**What the exercise asks:** Transcribe everything in the data word for word. Pictures are left out.
## START
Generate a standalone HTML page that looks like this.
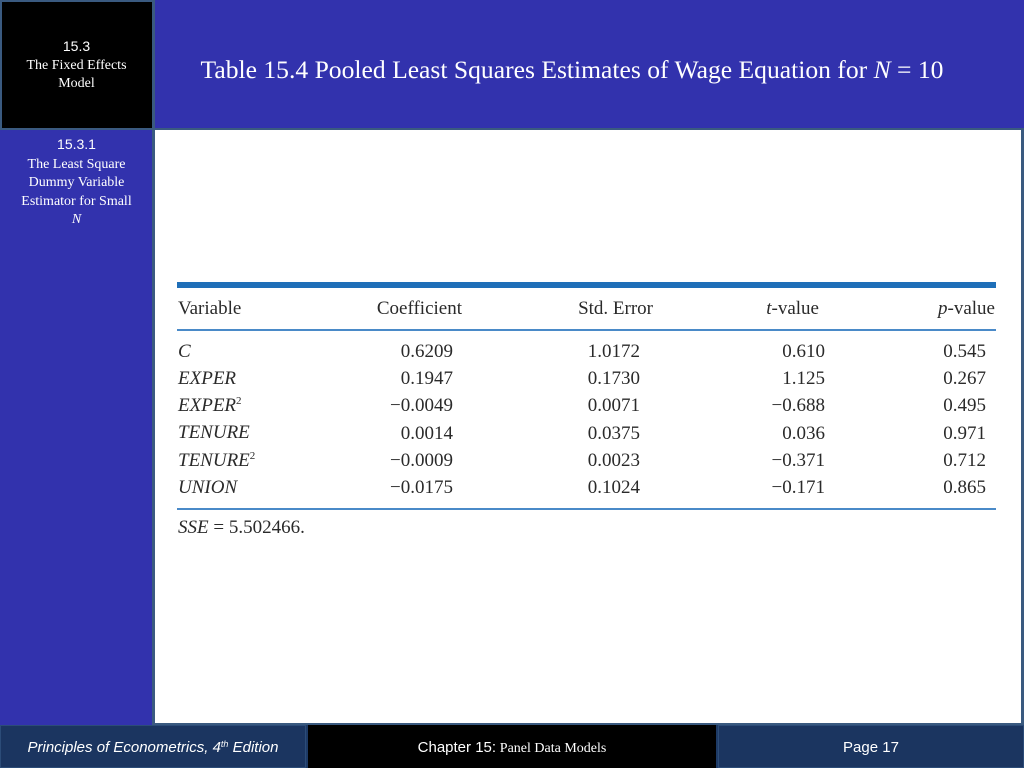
<!DOCTYPE html>
<html><head><meta charset="utf-8"><style>
*{margin:0;padding:0;box-sizing:border-box}
body{width:1024px;height:768px;position:relative;background:#1d3a66;overflow:hidden;font-family:"Liberation Serif",serif}
.a{position:absolute}
.t{position:absolute;font-size:19px;line-height:20px;color:#2a2a2a;white-space:nowrap}
.r{text-align:right}
i{font-style:italic}
sup{font-size:11px;vertical-align:7px;line-height:0}
</style></head><body>
<div class="a" style="left:0;top:0;width:1024px;height:725px;background:#3a5a80"></div>
<div class="a" style="left:2;top:2px;left:2px;width:150px;height:126px;background:#000"></div>
<div class="a" style="left:155px;top:0;width:869px;height:128px;background:#3232ad"></div>
<div class="a" style="left:0;top:130px;width:152px;height:595px;background:#3232ad"></div>
<div class="a" style="left:155px;top:130px;width:866px;height:593px;background:#fff"></div>

<div class="a" style="left:0;top:37px;width:153px;text-align:center;color:#fff;font-size:14px;line-height:18px"><span style="font-family:'Liberation Sans',sans-serif">15.3</span><br>The Fixed Effects<br>Model</div>
<div class="a" style="left:0;top:135px;width:153px;text-align:center;color:#fff;font-size:14px;line-height:18.5px"><span style="font-family:'Liberation Sans',sans-serif">15.3.1</span><br>The Least Square<br>Dummy Variable<br>Estimator for Small<br><i>N</i></div>
<div class="a" style="left:155px;top:55px;width:834px;text-align:center;color:#fff;font-size:25.6px;line-height:30px">Table 15.4 Pooled Least Squares Estimates of Wage Equation for <i>N</i> = 10</div>

<div class="a" style="left:177px;top:282px;width:819px;height:6px;background:#1f6fb8"></div>
<div class="a" style="left:177px;top:329px;width:819px;height:2px;background:#4a8ac8"></div>
<div class="a" style="left:177px;top:508px;width:819px;height:2px;background:#4a8ac8"></div>

<div class="t" style="left:178px;top:299px">Variable</div>
<div class="t r" style="right:562px;top:299px">Coefficient</div>
<div class="t r" style="right:371px;top:299px">Std. Error</div>
<div class="t r" style="right:205px;top:299px"><i>t</i>-value</div>
<div class="t r" style="right:29px;top:299px"><i>p</i>-value</div>

<div class="t" style="left:178px;top:342px"><i>C</i></div>
<div class="t" style="left:178px;top:369px"><i>EXPER</i></div>
<div class="t" style="left:178px;top:396px"><i>EXPER</i><sup>2</sup></div>
<div class="t" style="left:178px;top:423px"><i>TENURE</i></div>
<div class="t" style="left:178px;top:451px"><i>TENURE</i><sup>2</sup></div>
<div class="t" style="left:178px;top:478px"><i>UNION</i></div>

<div class="t r" style="right:571px;top:338px;line-height:27.2px">0.6209<br>0.1947<br>&minus;0.0049<br>0.0014<br>&minus;0.0009<br>&minus;0.0175</div>
<div class="t r" style="right:384px;top:338px;line-height:27.2px">1.0172<br>0.1730<br>0.0071<br>0.0375<br>0.0023<br>0.1024</div>
<div class="t r" style="right:199px;top:338px;line-height:27.2px">0.610<br>1.125<br>&minus;0.688<br>0.036<br>&minus;0.371<br>&minus;0.171</div>
<div class="t r" style="right:38px;top:338px;line-height:27.2px">0.545<br>0.267<br>0.495<br>0.971<br>0.712<br>0.865</div>
<div class="t" style="left:178px;top:518px"><i>SSE</i> = 5.502466.</div>

<div class="a" style="left:0;top:725px;width:306px;height:43px;background:#1b3560;border:1px solid #2c4c78"></div>
<div class="a" style="left:308px;top:725px;width:408px;height:43px;background:#000"></div>
<div class="a" style="left:718px;top:725px;width:306px;height:43px;background:#1b3560;border:1px solid #2c4c78"></div>
<div class="a" style="left:0;top:739px;width:306px;text-align:center;color:#fff;font-size:15px;font-family:'Liberation Sans',sans-serif;font-style:italic">Principles of Econometrics, 4<sup style="font-size:9px;vertical-align:5px">th</sup> Edition</div>
<div class="a" style="left:308px;top:739px;width:408px;text-align:center;color:#fff;font-size:15px"><span style="font-family:'Liberation Sans',sans-serif">Chapter 15:</span> <span style="font-size:14px">Panel Data Models</span></div>
<div class="a" style="left:718px;top:739px;width:306px;text-align:center;color:#fff;font-size:15px;font-family:'Liberation Sans',sans-serif">Page 17</div>
</body></html>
## END
**Written answer:**
Generate a standalone HTML page that looks like this.
<!DOCTYPE html>
<html><head><meta charset="utf-8"><style>
*{margin:0;padding:0;box-sizing:border-box}
body{width:1024px;height:768px;position:relative;background:#1d3a66;overflow:hidden;font-family:"Liberation Serif",serif}
.a{position:absolute}
.t{position:absolute;font-size:19px;line-height:20px;color:#2a2a2a;white-space:nowrap}
.r{text-align:right}
i{font-style:italic}
sup{font-size:11px;vertical-align:7px;line-height:0}
</style></head><body>
<div class="a" style="left:0;top:0;width:1024px;height:725px;background:#3a5a80"></div>
<div class="a" style="left:2;top:2px;left:2px;width:150px;height:126px;background:#000"></div>
<div class="a" style="left:155px;top:0;width:869px;height:128px;background:#3232ad"></div>
<div class="a" style="left:0;top:130px;width:152px;height:595px;background:#3232ad"></div>
<div class="a" style="left:155px;top:130px;width:866px;height:593px;background:#fff"></div>

<div class="a" style="left:0;top:37px;width:153px;text-align:center;color:#fff;font-size:14px;line-height:18px"><span style="font-family:'Liberation Sans',sans-serif">15.3</span><br>The Fixed Effects<br>Model</div>
<div class="a" style="left:0;top:135px;width:153px;text-align:center;color:#fff;font-size:14px;line-height:18.5px"><span style="font-family:'Liberation Sans',sans-serif">15.3.1</span><br>The Least Square<br>Dummy Variable<br>Estimator for Small<br><i>N</i></div>
<div class="a" style="left:155px;top:55px;width:834px;text-align:center;color:#fff;font-size:25.6px;line-height:30px">Table 15.4 Pooled Least Squares Estimates of Wage Equation for <i>N</i> = 10</div>

<div class="a" style="left:177px;top:282px;width:819px;height:6px;background:#1f6fb8"></div>
<div class="a" style="left:177px;top:329px;width:819px;height:2px;background:#4a8ac8"></div>
<div class="a" style="left:177px;top:508px;width:819px;height:2px;background:#4a8ac8"></div>

<div class="t" style="left:178px;top:299px">Variable</div>
<div class="t r" style="right:562px;top:299px">Coefficient</div>
<div class="t r" style="right:371px;top:299px">Std. Error</div>
<div class="t r" style="right:205px;top:299px"><i>t</i>-value</div>
<div class="t r" style="right:29px;top:299px"><i>p</i>-value</div>

<div class="t" style="left:178px;top:342px"><i>C</i></div>
<div class="t" style="left:178px;top:369px"><i>EXPER</i></div>
<div class="t" style="left:178px;top:396px"><i>EXPER</i><sup>2</sup></div>
<div class="t" style="left:178px;top:423px"><i>TENURE</i></div>
<div class="t" style="left:178px;top:451px"><i>TENURE</i><sup>2</sup></div>
<div class="t" style="left:178px;top:478px"><i>UNION</i></div>

<div class="t r" style="right:571px;top:338px;line-height:27.2px">0.6209<br>0.1947<br>&minus;0.0049<br>0.0014<br>&minus;0.0009<br>&minus;0.0175</div>
<div class="t r" style="right:384px;top:338px;line-height:27.2px">1.0172<br>0.1730<br>0.0071<br>0.0375<br>0.0023<br>0.1024</div>
<div class="t r" style="right:199px;top:338px;line-height:27.2px">0.610<br>1.125<br>&minus;0.688<br>0.036<br>&minus;0.371<br>&minus;0.171</div>
<div class="t r" style="right:38px;top:338px;line-height:27.2px">0.545<br>0.267<br>0.495<br>0.971<br>0.712<br>0.865</div>
<div class="t" style="left:178px;top:518px"><i>SSE</i> = 5.502466.</div>

<div class="a" style="left:0;top:725px;width:306px;height:43px;background:#1b3560;border:1px solid #2c4c78"></div>
<div class="a" style="left:308px;top:725px;width:408px;height:43px;background:#000"></div>
<div class="a" style="left:718px;top:725px;width:306px;height:43px;background:#1b3560;border:1px solid #2c4c78"></div>
<div class="a" style="left:0;top:739px;width:306px;text-align:center;color:#fff;font-size:15px;font-family:'Liberation Sans',sans-serif;font-style:italic">Principles of Econometrics, 4<sup style="font-size:9px;vertical-align:5px">th</sup> Edition</div>
<div class="a" style="left:308px;top:739px;width:408px;text-align:center;color:#fff;font-size:15px"><span style="font-family:'Liberation Sans',sans-serif">Chapter 15:</span> <span style="font-size:14px">Panel Data Models</span></div>
<div class="a" style="left:718px;top:739px;width:306px;text-align:center;color:#fff;font-size:15px;font-family:'Liberation Sans',sans-serif">Page 17</div>
</body></html>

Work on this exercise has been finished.